Literature used by canvassers on Friday working to unseat Maricopa County, Ariz., Sheriff Joe Arpaio.
Trumpism is nothing new to the people of Phoenix, Arizona. Sheriff Joe Arpaio, of Maricopa County, has been a real-life preview of what Donald Trump means for communities of color.
During his 23-year stint as sheriff, Arpaio has deputized his department as an extension of federal immigration authorities: leading raids in heavily Latino neighborhoods, engaging in well-documented racial profiling of Latinos, and brutalizing the people in his charge. Arpaio proudly has a tank with his name painted across the side outside the county jail.
National coverage of Arpaio’s re-election bid has focused on the sheriff’s self-inflicted legal troubles. What’s missing from that story is the organizing that has taken off throughout Maricopa County over the last seven years.
Arizona made national news in 2010 with passage of SB 1070, one of the harshest anti-immigrant law in the country. Since then countless Latinos, many of them younger, have joined or built community organizations to move from a place of fear to one of power.
Clashing symbols: A tank emblazoned with Joe Arpaio's name versus a #Bazta Arpaio get-out-the-vote bus.
On Friday, we visited Phoenix as part of a six-state, six-day #BestofUS2016 tour to bring voice to the unsung heroes of this election. Alejandra Gomez, the co-director of LUCHA, a grassroots membership organization, is one of those heroes.

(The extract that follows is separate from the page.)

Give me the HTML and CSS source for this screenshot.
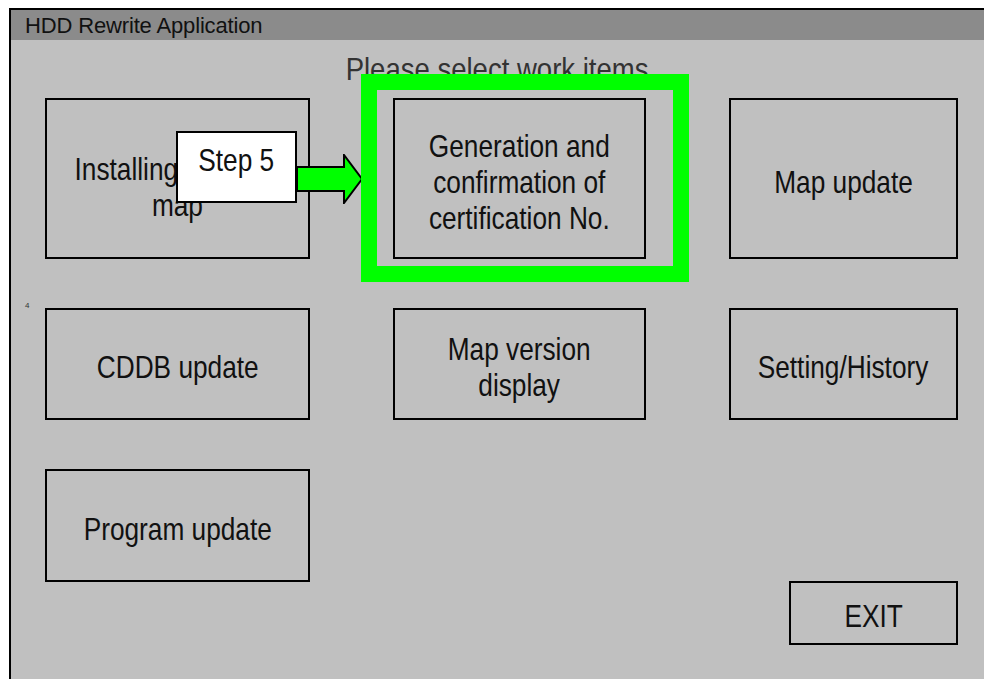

“SB 1070 was my call to action,” say Gomez. “It passed and I left my job and started organizing.”
She is now one the leaders of a countywide shift from community defense toward advancing a proactive agenda.
Carlos Garcia, the Director of Puente, a grassroots migrant justice organization, has also been going head to head with the sheriff for nearly a decade. As Garcia said in a Democracy Now interview in October, “He (Arpaio) obtained the 287(g) agreement and decided to go after our communities in a way that was never seen before—what he called crime suppression sweeps. He flooded immigrant neighborhoods with his deputized posse members, plus his sheriff deputies, and would pull over and detain anyone that looked undocumented.”
The 287(g) program allows local law enforcement to enter into partnership with Immigration and Customs Enforcement and receive delegated immigration enforcement authority.
Puente resisted through direct action that challenged the sheriff. Undocumented Puente members would also literally document the abuses on the streets and in detention.
“After SB 1070 became law, fear did set in,” says Gomez, “but we didn’t stay paralyzed.”
In the beginning organizers focused on calling the moral question, but it didn’t change things.
“Soon we found that for them morality was outside the conversation.” she said. “We quickly identified that we needed to build power, and that we actually already had power. And that was our ability to share our stories and register people to vote.”
So LUCHA and organizations such as One Arizona, Arizona Dream Action Coalition, Neighborhood Ministries, CASE, Puente, Promise Arizona, and Mi Familia Vota would organize marches, but also have clipboards and register people to vote. From high-school walkouts to mobilizations of 10,000 people at the state capital, the community would create spaces where, as Gomez says, “We could breathe together.”
Then they started to win. They defeated five anti-immigrant bills in the state legislature, successfully organized a recall of SB 1070's sponsor, and notorious racist, State Senator Russell Pearce, and helped elect a more progressive Phoenix City Council. Along the way the coalition of grassroots organizations registered hundreds of thousands of voters. The work to register voters was not episodic but ongoing throughout the year.
Workers inside the LUCHA office preparing for their get-out-the-vote push.
When we joined Gomez at the LUCHA office on Thursday afternoon, that effort was clearly a well-oiled machine. Crammed into the space were 40 young people, who were trained, organized and prepared to fan out into neighborhoods across the county. There was no “enthusiasm gap” in this room, but instead a sense of power and possibility.
It makes sense. People in Maricopa don’t have the luxury of being cynical about the presidential election. Trumpism is not something people here have to imagine; it is something they and their parents have lived through. So, while sending Arpaio into retirement is a priority, ensuring Donald Trump is not the next president of the United States is equally crucial.
For LUCHA member Flor Benavides, a Trump presidency would threaten the safety and sense of community that is being rebuilt in Maricopa County. She described going to the mall on the weekend before SB 1070 passed. It was packed. That changed after the bill became law.
“Then we would go [to the mall] and it was so lonely. Where is everyone? If the wrong candidate becomes president this year, we are going to lose that family and closeness.”
The residents of Maricopa have come a long way and they are not looking to go backward. “I’m not scared,” says Gomez. “We feel like we can stand up to anyone because we have a village behind us. The community is very organized and powerful. And love is at the center of all our organizing.”
If love is an antidote for hate, then love, community, and power are on the verge of transforming life for many in Arizona.